Steven: Hey man, I’m sorry to interrupt, but there’s a Wikipedia page devoted to white saviors, and I can’t believe I didn’t put Jim Belushi in The Principal on my list. This scene is amazing.

How is that not an Oscar clip?

Shea: There is an Oscars for incredible scenes in terrible movies. It’s called the Oscars. 

3. Neytiri, Avatar


Put Neytiri on the list of animated characters I’m going to date if I get the chance. My wife’s list is Gaston from Beauty and the Beast, John Smith from Pocahontas, and Jake Sully from Avatar. When she told me this list, I was a little sad, because I don’t look like any of those characters. I’m going with Neytiri, Lola Bunny from Space Jam, and I think that’s it. I know a lot of people are going to say Jessica Rabbit, but she’s just not for me.

2. Miles, Hard Ball

I want to point out that Keanu raps in Hard Ball, after he sees Miles listening to Biggie’s “Big Poppa,” so this would be pretty easy proof that Reeves is a better actor than Beatty.

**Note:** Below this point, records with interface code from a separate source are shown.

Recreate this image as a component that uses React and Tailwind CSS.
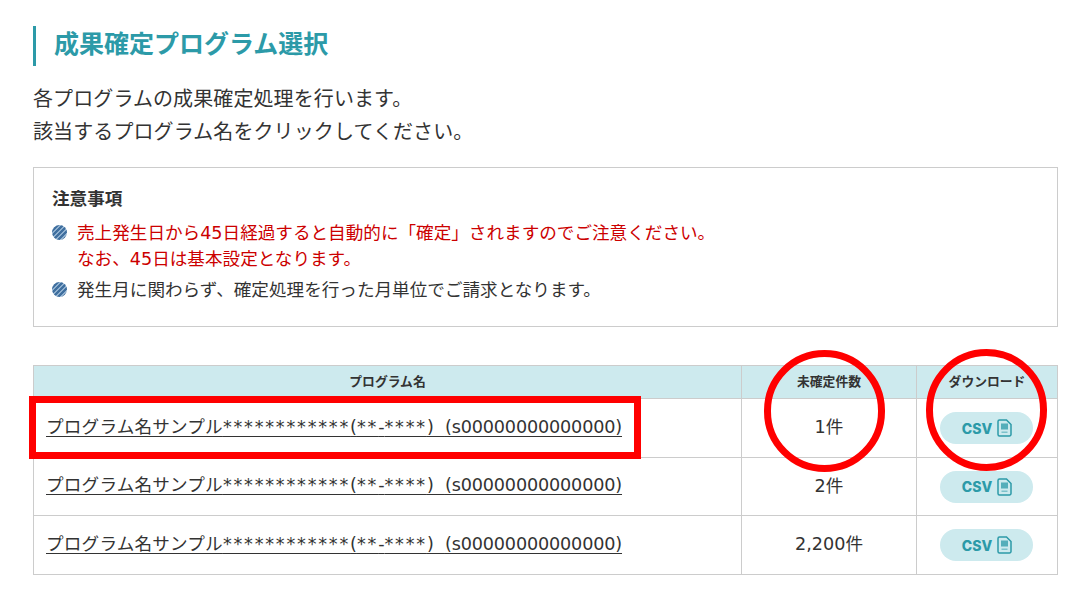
import React from 'react';

const rows = [
    { id: 1, count: '1件', height: 'h-[59px]' },
    { id: 2, count: '2件', height: 'h-[58px]' },
    { id: 3, count: '2,200件', height: 'h-[59px]' }
];

function CsvIcon() {
    return (
        <svg width="15" height="18" viewBox="0 0 15 18" fill="none" className="shrink-0">
            <path d="M2.5 1h7l4.5 4.5v10a1.500 1.500 0 0 1-1.500 1.500h-10A1.500 1.500 0 0 1 1 15.500v-13A1.500 1.500 0 0 1 2.500 1z" stroke="#2c9aa8" strokeWidth="1.500" />
            <rect x="4" y="4.500" width="7" height="6" fill="#2c9aa8" opacity="0.75" />
            <rect x="4.500" y="12.500" width="6" height="1.500" fill="#2c9aa8" opacity="0.5" />
        </svg>
    );
}

function Bullet() {
    return (
        <span className="mt-[5px] block w-[15px] h-[15px] shrink-0 rounded-full bg-[repeating-linear-gradient(135deg,#3f6f9f_0px,#3f6f9f_2px,#8fb0cf_2px,#8fb0cf_3.500px)]"></span>
    );
}

export default function App() {
    return (
        <div className="relative w-[1084px] h-[599px] overflow-hidden bg-white pl-[33px] pr-[26px] pt-[26px] text-[#333333] font-['DejaVu_Sans','Noto_Sans_CJK_JP',sans-serif]">
            <h1 className="h-[40px] border-l-[3px] border-[#2c9aa8] pl-[18px] text-[25px] leading-[38px] font-bold text-[#2c9aa8]">成果確定プログラム選択</h1>

            <p className="mt-[17px] text-[20px] leading-[33px] tracking-[0.1px]">
                各プログラムの成果確定処理を行います。<br />
                該当するプログラム名をクリックしてください。
            </p>

            <div className="mt-[18px] h-[160px] border border-[#cccccc] pl-[18px] pt-[19px]">
                <h2 className="text-[17.600px] leading-[24px] font-bold">注意事項</h2>
                <div className="mt-[9px] flex gap-[10px] text-[17.600px] leading-[26px] text-[#cc0000]">
                    <Bullet />
                    <p>売上発生日から45日経過すると自動的に「確定」されますのでご注意ください。<br />なお、45日は基本設定となります。</p>
                </div>
                <div className="mt-[5px] flex gap-[10px] text-[17.600px] leading-[26px]">
                    <Bullet />
                    <p>発生月に関わらず、確定処理を行った月単位でご請求となります。</p>
                </div>
            </div>

            <table className="mt-[38px] w-[1025px] table-fixed border-collapse">
                <thead>
                    <tr className="h-[33px] bg-[#cdeaee] text-[12.800px]">
                        <th className="border border-[#cccccc] font-bold">プログラム名</th>
                        <th className="w-[175px] border border-[#cccccc] font-bold">未確定件数</th>
                        <th className="w-[141px] border border-[#cccccc] font-bold">ダウンロード</th>
                    </tr>
                </thead>
                <tbody>
                    {rows.map((row) => (
                        <tr key={row.id} className={row.height}>
                            <td className="border border-[#cccccc] pb-[2px] pl-[12px] text-[17.600px]">
                                <a className="underline underline-offset-[3px]"><span className="tracking-[0.200px]">プログラム名サンプル</span><span className="tracking-[1.800px]">************</span>(<span className="tracking-[1.800px]">**</span>-<span className="tracking-[1.800px]">****</span>) &nbsp;<span className="tracking-[-0.150px]">(s00000000000000)</span></a>
                            </td>
                            <td className="border border-[#cccccc] pb-[1px] text-center text-[17.600px]">{row.count}</td>
                            <td className="border border-[#cccccc]">
                                <button className="ml-[23px] flex h-[32px] w-[93px] items-center justify-center gap-[5px] rounded-full bg-[#cdeaee] pl-[1px] font-['Inter',sans-serif] text-[14px] font-extrabold text-[#2c9aa8]">
                                    CSV <CsvIcon />
                                </button>
                            </td>
                        </tr>
                    ))}
                </tbody>
            </table>

            {/* annotations on top of the table */}
            <div className="absolute left-[29px] top-[396px] h-[63px] w-[612px] border-[7px] border-[#ff0000]"></div>
            <div className="absolute left-[764px] top-[350px] h-[122px] w-[121px] rounded-full border-[7px] border-[#ff0000]"></div>
            <div className="absolute left-[926px] top-[349px] h-[122px] w-[121px] rounded-full border-[7px] border-[#ff0000]"></div>
        </div>
    );
}
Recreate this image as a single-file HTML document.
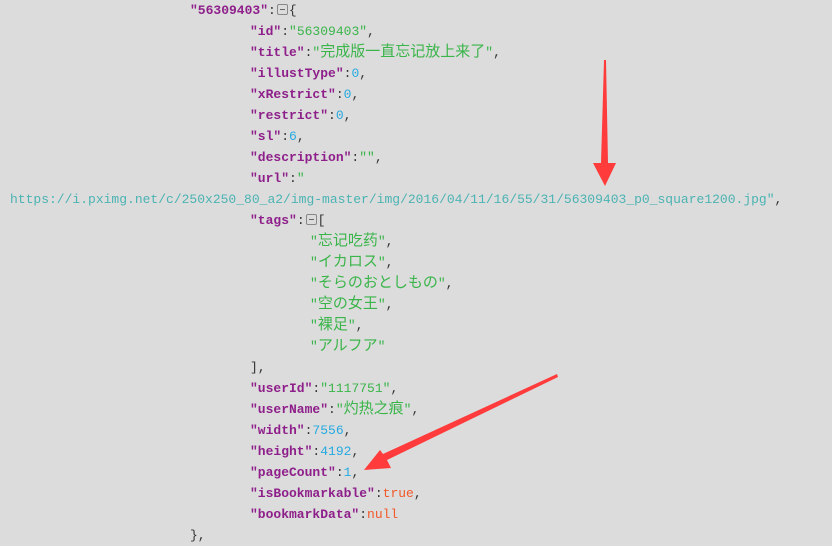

Steven: I wish I could counter this with a clip of Beatty rapping, but I can’t find any on YouTube. The historical record of Beatty’s raps has been whitewashed! 

Shea1. Emilio, Dangerous Minds

He was the leader of his super terrible class. Everyone respected him, and was afraid of him, and thought he was cool. He meant so much to me as a kid. He’s still one of my all-time favorite movie Mexicans. I couldn’t even take it when he died. It was too much. 

Steven: Hold on a minute. If Emilio dies, does that disqualify Pfeiffer as a white savior? (Given that she failed to “save” him.) And if Pfeiffer is disqualified, how does this affect Belushi?  

Shea: Emilio dies, but she saves the rest, and that’s usually the way it has to go. So no, she doesn’t get disqualified. Belushi is still out. It’s fine. He’s no Kevin Costner.